Recommended resources include materials from the Gay, Lesbian and Straight Education Network.
How early are California students supposed to learn about issues related to gender expression and identity?
Much of this is left to local discretion. But state guidelines note that second-graders, by studying the stories of “a diverse collection of families,” including those “with lesbian, gay, bisexual, or transgender parents and their children ... can both locate themselves and their own families in history and learn about the lives and historical struggles of their peers.”
How much leeway do parents have in pulling their children out of lessons on gender identity?
Parents or guardians can opt out of lessons about comprehensive sexual health and HIV prevention education but not out of instruction that references gender, gender identity or sexual orientation.

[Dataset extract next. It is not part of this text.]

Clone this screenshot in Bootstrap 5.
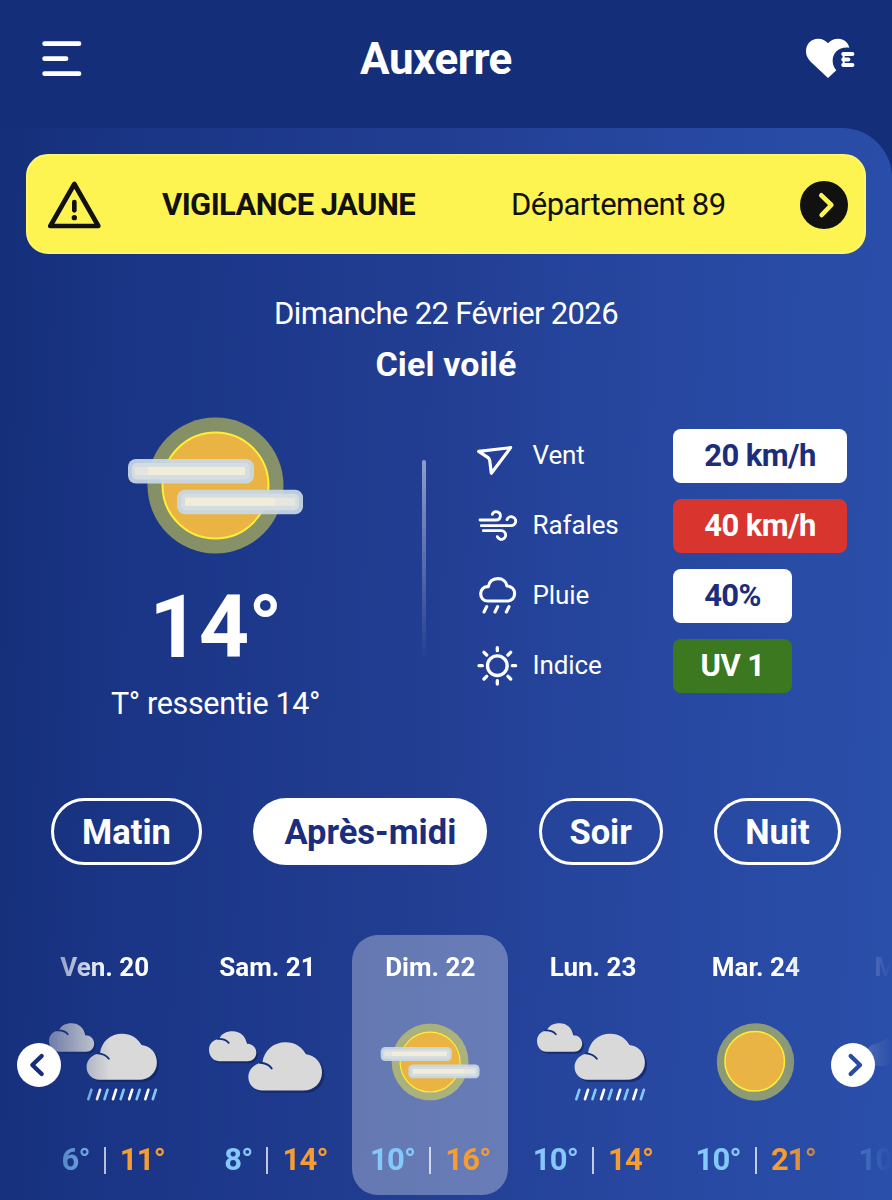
<!DOCTYPE html>
<html lang="fr">
<head>
<meta charset="utf-8">
<meta name="viewport" content="width=device-width, initial-scale=1">
<title>Auxerre</title>
<link href="https://cdn.jsdelivr.net/npm/bootstrap@5.3.0/dist/css/bootstrap.min.css" rel="stylesheet">
<style>
body{font-family:Roboto,"Liberation Sans",sans-serif;background:#152e79;color:#fff;width:892px;height:1200px;overflow:hidden}
svg{display:block;flex:none}
.topbar{height:128px;padding:0 37px 11px 42px}
.city{font-size:44px;line-height:52px;letter-spacing:-.5px;padding-right:16px}
.panel{height:1072px;border-radius:0 50px 0 0;background:linear-gradient(92deg,#152f7a 0%,#1a3585 15%,#213d91 45%,#2747a0 72%,#2a4faa 100%);padding-top:26px}
.vigilance{height:100px;margin:0 26px;border-radius:22px;background:#fdf452;border:2px solid #fff66c;color:#111;padding:1px 16px 0 20px;font-size:31px}
.vigilance .level{font-weight:700;letter-spacing:-.6px;margin-left:61px;width:256px;padding-top:2px}
.vigilance .dept{margin-left:93px;white-space:nowrap;letter-spacing:-.55px;padding-top:2px}
.date{font-size:31px;line-height:38px;margin-top:41px;letter-spacing:-.65px}
.sky{font-size:34px;line-height:40px;margin-top:11px;letter-spacing:.15px}
.now{height:330px;padding-top:33px}
.now-left{width:431px}
.temp{font-size:88px;line-height:90px;margin-top:28px;letter-spacing:-1px}
.felt{font-size:30.5px;line-height:36px;margin-top:14px;letter-spacing:-.35px}
.rule{width:4px;height:200px;margin:43px 0 0 -9px;border-radius:2px;background:linear-gradient(#8f9dcb,rgba(143,157,203,0))}
.facts{margin:12px 0 0 50px;gap:16px}
.fact{height:54px}
.fact .name{font-size:26px;width:140.500px;margin-left:14.500px;padding-bottom:1px;letter-spacing:-.1px}
.pill{height:54px;width:174px;border-radius:8px;font-size:31px;font-weight:700;background:#fff;color:#1b2d7b;letter-spacing:-.6px}
.pill.short{width:119px}
.pill.gust{background:#d8352e;color:#fff}
.pill.uv{background:#3b781f;color:#fff}
.periods{padding:0 51px;margin-top:84px}
.period{height:67px;border:3px solid #fff;border-radius:34px;font-size:34.5px;font-weight:700;line-height:62px;padding:0;color:#fff;text-align:center}
.period.on{background:#fff;color:#1b2d7b}
.p1{width:151px}.p2{width:234px}.p3{width:124px}.p4{width:127px}
.days{margin-top:70px;height:261px;position:relative}
.strip{overflow:hidden;height:261px;padding-left:23.3px;-webkit-mask-image:linear-gradient(90deg,transparent,#000 110px,#000 785px,transparent 892px);mask-image:linear-gradient(90deg,transparent,#000 110px,#000 785px,transparent 892px)}
.day{width:162.8px;flex:none}
.tile{width:156px;height:260px;margin:0 auto;border-radius:26px;padding-top:16px}
.tile.on{background:rgba(255,255,255,.31)}
.dname{font-size:26px;line-height:32px;font-weight:700}
.pic{height:90px;margin-top:34px}
.wet{margin:0 0 0 22px;padding-top:5.500px;box-sizing:content-box}
.grey{margin:0 0 0 20px;padding-top:5.500px;box-sizing:content-box}
.temps{font-size:31px;line-height:36px;font-weight:700;margin-top:35px;width:156px;letter-spacing:-.8px}
.temps span{flex:1 1 0}
.lo{color:#85c8fb;text-align:right;padding-right:14px}
.hi{color:#f59c33;text-align:left;padding-left:14px}
.temps i{width:2px;height:27px;background:rgba(255,255,255,.72)}
.arrow{position:absolute;top:108px;width:44px;height:44px}
.arrow.prev{left:17px}.arrow.next{left:831px}
</style>
</head>
<body>
<svg width="0" height="0" class="position-absolute">
  <symbol id="veil" viewBox="127.5 417 176 137">
    <circle cx="215.5" cy="485.5" r="68" fill="#f0ea46" fill-opacity=".5"/>
    <circle cx="215.5" cy="485.5" r="53" fill="#e9b444" stroke="#ffee37" stroke-width="2"/>
    <rect x="128" y="459" width="126" height="24.6" rx="8" fill="#c9d7e5" fill-opacity=".93"/>
    <rect x="132" y="463" width="118" height="16.6" rx="5" fill="#d3dde2"/>
    <rect x="135" y="467" width="110" height="8" rx="1" fill="#e2e5e0"/>
    <rect x="148" y="467" width="97" height="8" fill="#f2ecda"/>
    <rect x="177" y="489.7" width="126" height="24.6" rx="8" fill="#c9d7e5" fill-opacity=".93"/>
    <rect x="181" y="493.7" width="118" height="16.6" rx="5" fill="#d3dde2"/>
    <rect x="185" y="497.7" width="110" height="8" rx="1" fill="#e6e7df"/>
    <rect x="185" y="497.7" width="90" height="8" fill="#f2ecda"/>
  </symbol>
  <symbol id="clouds" viewBox="628 330 350 192">
    <path d="M658 422C641 422 628 407 628 388C628 370 641 357 659 355C664 340 680 332 699 332C722 332 738 347 742 370C757 370 770 381 770 396C770 411 759 422 744 422Z" fill="#122562" fill-opacity=".75" transform="translate(5 6)"/>
    <path d="M658 422C641 422 628 407 628 388C628 370 641 357 659 355C664 340 680 332 699 332C722 332 738 347 742 370C757 370 770 381 770 396C770 411 759 422 744 422Z" fill="#d9d9d9"/>
    <path d="M654 355Q677 354 687 367" fill="none" stroke="#152e79" stroke-width="5.500" stroke-linecap="round"/>
    <path d="M787 510C763 510 746 492 746 469C746 447 764 429 788 427C793 388 822 365 858 365C885 365 907 379 919 401C947 404 967 427 967 455C967 487 943 510 911 510Z" fill="#122562" fill-opacity=".75" transform="translate(7 7)"/>
    <path d="M787 510C763 510 746 492 746 469C746 447 764 429 788 427C793 388 822 365 858 365C885 365 907 379 919 401C947 404 967 427 967 455C967 487 943 510 911 510Z" fill="#d9d9d9"/>
    <path d="M781 427Q805 428 816 444" fill="none" stroke="#152e79" stroke-width="6" stroke-linecap="round"/>
  </symbol>
  <symbol id="rain" viewBox="147 307 336 236">
    <use href="#clouds" x="147" y="307" width="334.2" height="183.4"/>
    <g stroke-width="8" stroke-linecap="round">
      <path stroke="#85c8f5" d="M265 537L274 509M313.500 537L322.500 509M362 537L371 509M410 537L419 509M458.500 537L467.500 509"/>
      <path stroke="#fff" d="M291 537L300 509M339 537L348 509M387.500 537L396.500 509M436 537L445 509"/>
    </g>
  </symbol>
</svg>

<header class="topbar d-flex align-items-center justify-content-between">
  <svg width="40" height="36" viewBox="125 122 120 108" stroke="#fff" stroke-width="14.500" stroke-linecap="round"><path d="M133 130H236M133 175H197M133 220H236"/></svg>
  <h1 class="city fw-bold m-0">Auxerre</h1>
  <svg width="49" height="41" viewBox="1080 114 147 123" fill="#fff"><path d="M1146 234L1098 189C1085 177 1080 166 1080 153C1080 132 1096 116 1116 116C1129 116 1139 121 1146 130C1153 121 1163 116 1177 116C1194 116 1206 127 1210 143C1180 139 1160 158 1160 182C1160 194 1164 203 1171 211Z"/><path d="M1192 162H1219M1192 178.500H1207M1192 195H1219" stroke="#fff" stroke-width="12.500" stroke-linecap="round"/><path d="M1193 162V195" stroke="#fff" stroke-width="6"/></svg>
</header>

<main class="panel">
  <div class="vigilance d-flex align-items-center">
    <svg width="53" height="48" viewBox="144 543 159 144" fill="none" stroke="#111" stroke-linecap="round" stroke-linejoin="round"><path d="M223 552L151 678H295Z" stroke-width="14"/><path d="M223 606V631" stroke-width="14"/><circle cx="223" cy="653" r="8" fill="#111" stroke="none"/></svg>
    <span class="level text-nowrap">VIGILANCE JAUNE</span>
    <span class="dept">Département 89</span>
    <svg class="ms-auto" width="48" height="48" viewBox="1062 543 144 144"><circle cx="1134" cy="615" r="72" fill="#111"/><path d="M1126 586L1156 615L1127 645" fill="none" stroke="#fdf452" stroke-width="14" stroke-linecap="round" stroke-linejoin="round"/></svg>
  </div>
  <div class="date text-center">Dimanche 22 Février 2026</div>
  <h2 class="sky fw-bold text-center mb-0">Ciel voilé</h2>

  <section class="now d-flex align-items-start">
    <div class="now-left d-flex flex-column align-items-center">
      <svg width="176" height="137" viewBox="0.500 0 176 137"><use href="#veil" width="176" height="137"/></svg>
      <div class="temp fw-bold">14°</div>
      <div class="felt">T° ressentie 14°</div>
    </div>
    <div class="rule"></div>
    <div class="facts d-flex flex-column">
      <div class="fact d-flex align-items-center">
        <svg width="42" height="41.300" viewBox="78 76 126 124" fill="none" stroke="#fff" stroke-width="9.500" stroke-linejoin="round"><path d="M86 125L182 114L124 191L119 152Q118 147 113 143Z"/></svg>
        <span class="name">Vent</span><span class="pill d-flex align-items-center justify-content-center">20 km/h</span>
      </div>
      <div class="fact d-flex align-items-center">
        <svg width="42" height="41.300" viewBox="78 286 126 124" fill="none" stroke="#fff" stroke-width="8.500" stroke-linecap="round"><path d="M90 331H138A12.500 12.500 0 1 0 127 314M94 348H183A13.500 13.500 0 1 0 171 330M100 363H152A13 13 0 1 1 142 381"/></svg>
        <span class="name">Rafales</span><span class="pill gust d-flex align-items-center justify-content-center">40 km/h</span>
      </div>
      <div class="fact d-flex align-items-center">
        <svg width="42" height="41.300" viewBox="78 496 126 124" fill="none" stroke="#fff" stroke-width="9.500" stroke-linecap="round" stroke-linejoin="round"><path d="M114 574C100 574 92 564 92 552C92 540 101 530 115 531C117 516 128 507 143 507C158 507 169 516 171 529C185 530 194 539 194 551C194 565 185 574 171 574Z"/><path d="M110 591L102 607M143 591L135 607M177 591L169 607"/></svg>
        <span class="name">Pluie</span><span class="pill short d-flex align-items-center justify-content-center">40%</span>
      </div>
      <div class="fact d-flex align-items-center">
        <svg width="42" height="41.300" viewBox="79 706 126 124" fill="none" stroke="#fff" stroke-width="10" stroke-linecap="round"><circle cx="143" cy="768" r="29.500"/><path d="M143 714V723M143 813V823M88 768H98M188 768H198M103 728L111 736M183 728L175 736M103 808L111 800M183 808L175 800"/></svg>
        <span class="name">Indice</span><span class="pill short uv d-flex align-items-center justify-content-center">UV 1</span>
      </div>
    </div>
  </section>

  <nav class="periods d-flex justify-content-between">
    <a class="period p1 text-decoration-none">Matin</a>
    <a class="period p2 on text-decoration-none">Après-midi</a>
    <a class="period p3 text-decoration-none">Soir</a>
    <a class="period p4 text-decoration-none">Nuit</a>
  </nav>

  <section class="days">
    <div class="strip d-flex">
      <div class="day"><div class="tile text-center">
        <div class="dname">Ven. 20</div>
        <div class="pic"><svg class="wet" width="112" height="78.700"><use href="#rain"/></svg></div>
        <div class="temps d-flex align-items-center"><span class="lo">6°</span><i></i><span class="hi">11°</span></div>
      </div></div>
      <div class="day"><div class="tile text-center">
        <div class="dname">Sam. 21</div>
        <div class="pic pt-2"><svg class="grey" width="116.700" height="64"><use href="#clouds"/></svg></div>
        <div class="temps d-flex align-items-center"><span class="lo">8°</span><i></i><span class="hi">14°</span></div>
      </div></div>
      <div class="day"><div class="tile on text-center">
        <div class="dname">Dim. 22</div>
        <div class="pic"><svg class="mx-auto" width="99.600" height="88"><use href="#veil" width="99.600" height="77.500" x=".3" y="6.300"/></svg></div>
        <div class="temps d-flex align-items-center"><span class="lo">10°</span><i></i><span class="hi">16°</span></div>
      </div></div>
      <div class="day"><div class="tile text-center">
        <div class="dname">Lun. 23</div>
        <div class="pic"><svg class="wet" width="112" height="78.700"><use href="#rain"/></svg></div>
        <div class="temps d-flex align-items-center"><span class="lo">10°</span><i></i><span class="hi">14°</span></div>
      </div></div>
      <div class="day"><div class="tile text-center">
        <div class="dname">Mar. 24</div>
        <div class="pic"><svg class="mx-auto" width="80" height="88" viewBox="0 0 80 88"><circle cx="39.500" cy="45" r="38.700" fill="#f0ea46" fill-opacity=".5"/><circle cx="38.700" cy="44.300" r="29.800" fill="#e9b444" stroke="#ffee37" stroke-width="1.500"/></svg></div>
        <div class="temps d-flex align-items-center"><span class="lo">10°</span><i></i><span class="hi">21°</span></div>
      </div></div>
      <div class="day"><div class="tile text-center">
        <div class="dname">Mer. 25</div>
        <div class="pic"><svg class="mx-auto" width="110" height="88" viewBox="0 0 110 88"><path d="M14 49C6 49 2 43 2 37C2 30 8 27 14 26C22 22 28 18 38 18C52 18 60 25 64 33C74 34 80 39 80 46V49Z" fill="#d9d9d9" fill-opacity=".8"/></svg></div>
        <div class="temps d-flex align-items-center"><span class="lo">10°</span><i></i><span class="hi">18°</span></div>
      </div></div>
    </div>
    <svg class="arrow prev" viewBox="0 0 132 132"><circle cx="66" cy="66" r="66" fill="#fff"/><path d="M74 39L46 66L74 93" fill="none" stroke="#152e79" stroke-width="13" stroke-linecap="round" stroke-linejoin="round"/></svg>
    <svg class="arrow next" viewBox="0 0 132 132"><circle cx="66" cy="66" r="66" fill="#fff"/><path d="M59 39L87 66L59 93" fill="none" stroke="#284aa3" stroke-width="13" stroke-linecap="round" stroke-linejoin="round"/></svg>
  </section>
</main>
<script src="https://cdn.jsdelivr.net/npm/bootstrap@5.3.0/dist/js/bootstrap.bundle.min.js"></script>
</body>
</html>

For example, parents could not pull children from a social studies lesson on the U.S. Supreme Court’s 2015 ruling in favor of same-sex marriage.
If a parent decided to keep the child out of school when such a lesson is taught, it would likely be recorded as an unexcused absence.
Did the third-grade Glendale teacher and the school abide by state guidelines?
No evidence has emerged that the Glendale teacher, Tammy Tiber, violated local or state guidelines. A district curriculum gave an unqualified endorsement of three short videos Tiber asked about. The advisor had reservations about a fourth video but did not forbid Tiber from showing it.
In a statement, Glendale Superintendent Vivian Ekchian noted that “we are very intentional” in selecting curriculum that is aligned to state requirements, with the goal of providing “an inclusive and respectful representation of the rich diversity in our community.”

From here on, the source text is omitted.